Chinese character for soybean is 大豆, which literally means “great bean”. The character 大 has its origin in the form of a person spreading his arms and legs.
大豆 is pronounced as “daizu” (“daiji” means “important” in Japanese). Soybeans were introduced into Japan about 2000 years ago and its cultivation began in the early 13th century. Since then, soybeans have penetrated deep into the Japanese food culture. Three essential nutrients for human life are carbohydrates, fat and protein. Regarding protein, the Japanese have taken much from soy products such as Tofu (pate de soja) / fried tofu, Nattô, Miso (fermented soybean paste).
They did not give importance to animals. The custom of eating animals with four limbs had not been widely accepted until the late 19th century when Westernization became a big movement in Japanese culture.
We can easily find soybeans in traditional festivals.
– Osechi (kuro-mamé).
Osechi is a representative Japanese cuisine which is eaten at the New Year. In this dish, you can find black soybeans cooked with soy sauce, sugar etc. called “kuro-mamé (black beans)”. The word “mamé” also means “health” and “assiduity” in Japanese. So we eat kuro-mamé, hoping that we can stay healthy and work assiduously throughout the year.
On 3 February, the day called “Setsu-bun”, soybeans are thrown from inside to outside of the house to chase sickness and unhappiness. This day is also considered as the first day of spring. After this ceremony, we eat the same number of soybeans as our age, believing that soybean has special power to keep us healthy and happy.
– Soybeans dedicated to the moon
On September 13, soybeans which are not yet ripen called “eda-mame” are offered to the moon. “Eda” means the branch. “Eda-mame” is often sold with branches to keep its freshness. It is popular in Japan because it goes quite well with beer. Vitamin B1 and methionine contained in soybeans help to break down alcohol. Potato and chestnut are also offered to the moon to thank for a good harvest.
Red bean 小豆 (azuki)
Chinese character for red bean is 小豆, which literally means “small bean”. The character 小 has its origin in the form of three small grains. As the character shows, its grain is smaller than that of soybeans. It is pronounced as “azuki”.
Red is a symbol of the the Sun, life and something vigorous. Since antiquity, it is believed that red has the mythical power to drive away misfortune. In the 17th century, we began to eat rice cooked with red bean called “seki-han” (literally “red rice”) in the celebration and this custom still exists even today.
Although red bean is small, it is enormously nutritious. It contains not only protein but also vitamin B1 and B2, potassium, dietary fiber, mineral. We cannot forget anthocyanin (a kind of polyphenol) which is the origin of the red color.
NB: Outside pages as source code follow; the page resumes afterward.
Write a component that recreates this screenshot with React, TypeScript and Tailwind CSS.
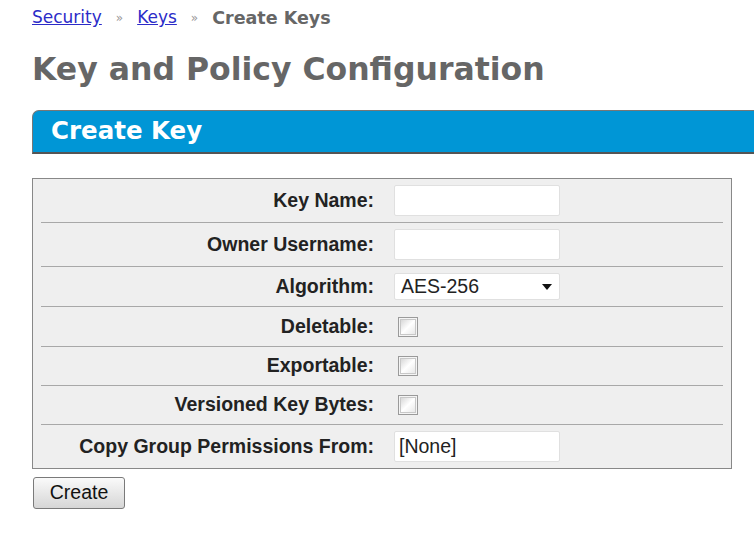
import React from 'react';

const verdana = { fontFamily: '"DejaVu Sans", Verdana, sans-serif' };
const arial = { fontFamily: '"Liberation Sans", Arial, sans-serif' };

type Row = { label: string; kind: 'text' | 'select' | 'check'; value?: string; h: string };

const rows: Row[] = [
  { label: 'Key Name:', kind: 'text', h: 'h-[44px]' },
  { label: 'Owner Username:', kind: 'text', h: 'h-[44px]' },
  { label: 'Algorithm:', kind: 'select', value: 'AES-256', h: 'h-[40px]' },
  { label: 'Deletable:', kind: 'check', h: 'h-[40px]' },
  { label: 'Exportable:', kind: 'check', h: 'h-[39px]' },
  { label: 'Versioned Key Bytes:', kind: 'check', h: 'h-[39px]' },
  { label: 'Copy Group Permissions From:', kind: 'text', value: '[None]', h: 'h-[43px]' },
];

const Field: React.FC<{ row: Row }> = ({ row }) => {
  if (row.kind === 'check') {
    return (
      <span className="ml-[4px] flex h-[20px] w-[20px] items-center justify-center border border-[#9a9a9a] bg-[#f4f4f4]">
        <span className="h-[16px] w-[16px] border border-[#c8c8c8] bg-gradient-to-br from-[#d8d8d8] via-white to-[#e8e8e8]" />
      </span>
    );
  }
  if (row.kind === 'select') {
    return (
      <div className="flex h-[27px] w-[166px] items-center justify-between rounded-[2px] border border-[#e0e0e0] bg-white pl-[6px] pr-[7px] text-[19.5px] text-[#222]">
        <span>{row.value}</span>
        <svg width="10" height="6" viewBox="0 0 10 6">
          <path d="M0 0 L10 0 L5 6 Z" fill="#111" />
        </svg>
      </div>
    );
  }
  return (
    <div className="flex h-[31px] w-[166px] items-center rounded-[2px] border border-[#e0e0e0] bg-white px-[4px] text-[19.5px] text-[#222]">
      {row.value}
    </div>
  );
};

export default function App() {
  return (
    <div className="min-h-[538px] w-[754px] overflow-hidden bg-white pl-[32px]">
      <div className="flex h-[20px] items-center gap-[14px] mt-[8px] text-[17px]" style={verdana}>
        <a className="text-[#2b2bc8] underline">Security</a>
        <span className="text-[12px] text-[#999]">»</span>
        <a className="text-[#2b2bc8] underline">Keys</a>
        <span className="text-[12px] text-[#999]">»</span>
        <span className="text-[17.5px] font-bold text-[#666]">Create Keys</span>
      </div>

      <h1 className="mt-[22px] text-[31.5px] font-bold leading-[38px] text-[#666]" style={verdana}>
        Key and Policy Configuration
      </h1>

      <div className="mt-[22px] flex h-[44px] items-center rounded-tl-[7px] border-t border-b-2 border-l border-t-[#777] border-b-[#555] border-l-[#777] bg-[#0096d6] pl-[18px]">
        <span className="text-[24.5px] font-bold text-white" style={verdana}>
          Create Key
        </span>
      </div>

      <div className="mt-[24px] w-[700px] border border-[#888] bg-[#efefef] px-[8px]" style={arial}>
        {rows.map((row, i) => (
          <div
            key={row.label}
            className={`flex items-center ${row.h} ${i < rows.length - 1 ? 'border-b border-[#a8a8a8]' : ''}`}
          >
            <div className="w-[333px] text-right text-[19.5px] font-bold text-[#222]">{row.label}</div>
            <div className="ml-[20px]">
              <Field row={row} />
            </div>
          </div>
        ))}
      </div>

      <button
        className="mt-[8px] ml-[1px] h-[32px] w-[92px] rounded-[3px] border border-[#7a7a7a] bg-gradient-to-b from-[#fafafa] to-[#d6d6d6] text-[19.5px] text-[#111]"
        style={arial}
      >
        Create
      </button>
    </div>
  );
}
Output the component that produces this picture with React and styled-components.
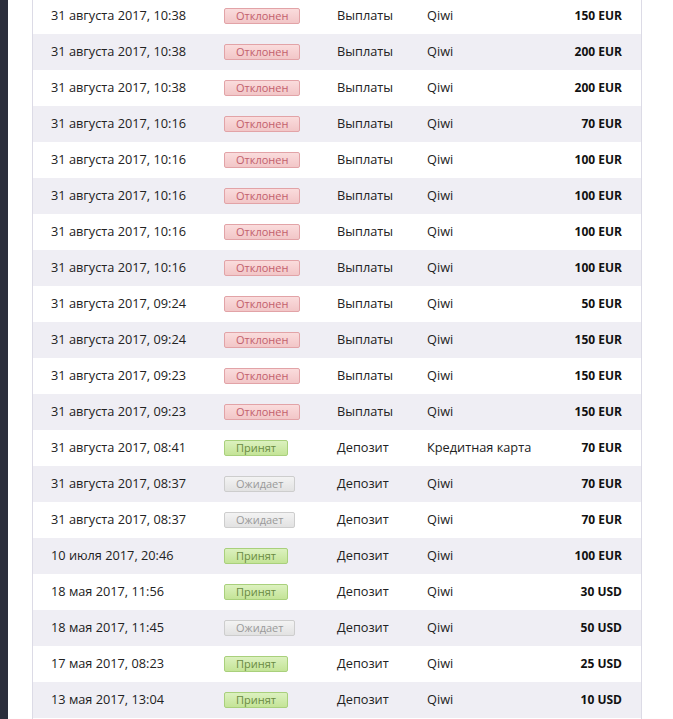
import React from "react";
import styled, { createGlobalStyle } from "styled-components";

const GlobalStyle = createGlobalStyle`
  html, body {
    margin: 0;
    padding: 0;
    background: #ffffff;
    overflow: hidden;
  }
  body {
    font-family: "Open Sans", "Noto Sans", sans-serif;
  }
`;

const Page = styled.div`
  display: flex;
  height: 719px;
  overflow: hidden;
`;

const Sidebar = styled.div`
  width: 8px;
  flex: none;
  background: #2b2e3c;
`;

const Content = styled.div`
  flex: none;
  margin-left: 24px;
  width: 608px;
  border-left: 1px solid #dcdbe6;
  border-right: 1px solid #dcdbe6;
`;

const Table = styled.div`
  margin-top: -2px;
`;

const Row = styled.div`
  display: grid;
  grid-template-columns: 173px 113px 90px 1fr auto;
  align-items: center;
  box-sizing: border-box;
  height: 36px;
  padding: 0 19px 2px 18px;
  background: ${(p) => (p.$odd ? "#efeef4" : "#ffffff")};
  color: #222;
  font-size: 12.75px;
`;

const Cell = styled.div`
  white-space: nowrap;
`;

const Amount = styled.div`
  font-size: 12px;
  font-weight: bold;
  color: #111;
  text-align: right;
`;

const badgeStyles = {
  rejected: {
    bg: "linear-gradient(#fadcdc, #f2c6c7)",
    border: "#e2a3a7",
    color: "#c2606c",
  },
  accepted: {
    bg: "linear-gradient(#dcf1bf, #c4e497)",
    border: "#a9d07c",
    color: "#6a8a42",
  },
  pending: {
    bg: "linear-gradient(#f3f3f3, #e2e2e2)",
    border: "#cdcdcd",
    color: "#9a9a9a",
  },
};

const Badge = styled.span`
  display: inline-block;
  box-sizing: border-box;
  height: 16px;
  line-height: 14px;
  padding: 0 11px;
  font-size: 11px;
  border-radius: 2px;
  border: 1px solid ${(p) => badgeStyles[p.$kind].border};
  background: ${(p) => badgeStyles[p.$kind].bg};
  color: ${(p) => badgeStyles[p.$kind].color};
  margin-top: 1px;
`;

const labels = { rejected: "Отклонен", accepted: "Принят", pending: "Ожидает" };

const rows = [
  ["31 августа 2017, 10:38", "rejected", "Выплаты", "Qiwi", "150 EUR"],
  ["31 августа 2017, 10:38", "rejected", "Выплаты", "Qiwi", "200 EUR"],
  ["31 августа 2017, 10:38", "rejected", "Выплаты", "Qiwi", "200 EUR"],
  ["31 августа 2017, 10:16", "rejected", "Выплаты", "Qiwi", "70 EUR"],
  ["31 августа 2017, 10:16", "rejected", "Выплаты", "Qiwi", "100 EUR"],
  ["31 августа 2017, 10:16", "rejected", "Выплаты", "Qiwi", "100 EUR"],
  ["31 августа 2017, 10:16", "rejected", "Выплаты", "Qiwi", "100 EUR"],
  ["31 августа 2017, 10:16", "rejected", "Выплаты", "Qiwi", "100 EUR"],
  ["31 августа 2017, 09:24", "rejected", "Выплаты", "Qiwi", "50 EUR"],
  ["31 августа 2017, 09:24", "rejected", "Выплаты", "Qiwi", "150 EUR"],
  ["31 августа 2017, 09:23", "rejected", "Выплаты", "Qiwi", "150 EUR"],
  ["31 августа 2017, 09:23", "rejected", "Выплаты", "Qiwi", "150 EUR"],
  ["31 августа 2017, 08:41", "accepted", "Депозит", "Кредитная карта", "70 EUR"],
  ["31 августа 2017, 08:37", "pending", "Депозит", "Qiwi", "70 EUR"],
  ["31 августа 2017, 08:37", "pending", "Депозит", "Qiwi", "70 EUR"],
  ["10 июля 2017, 20:46", "accepted", "Депозит", "Qiwi", "100 EUR"],
  ["18 мая 2017, 11:56", "accepted", "Депозит", "Qiwi", "30 USD"],
  ["18 мая 2017, 11:45", "pending", "Депозит", "Qiwi", "50 USD"],
  ["17 мая 2017, 08:23", "accepted", "Депозит", "Qiwi", "25 USD"],
  ["13 мая 2017, 13:04", "accepted", "Депозит", "Qiwi", "10 USD"],
];

export default function App() {
  return (
    <Page>
      <GlobalStyle />
      <Sidebar />
      <Content>
        <Table>
          {rows.map(([date, status, type, method, amount], i) => (
            <Row key={i} $odd={i % 2 === 1}>
              <Cell>{date}</Cell>
              <Cell>
                <Badge $kind={status}>{labels[status]}</Badge>
              </Cell>
              <Cell>{type}</Cell>
              <Cell>{method}</Cell>
              <Amount>{amount}</Amount>
            </Row>
          ))}
        </Table>
      </Content>
    </Page>
  );
}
Red bean reminds us immediately of “An”, sweet red paste widely used in Japanese sweets. This “An” paste is an ideal food to activate the brain which consumes only glucose as energy. To decompose sugar to glucose, vitamin B1 is inevitable and it is abundantly contained in red bean. The “An” offers these two at the same time and it can make us vigorous in a few moments.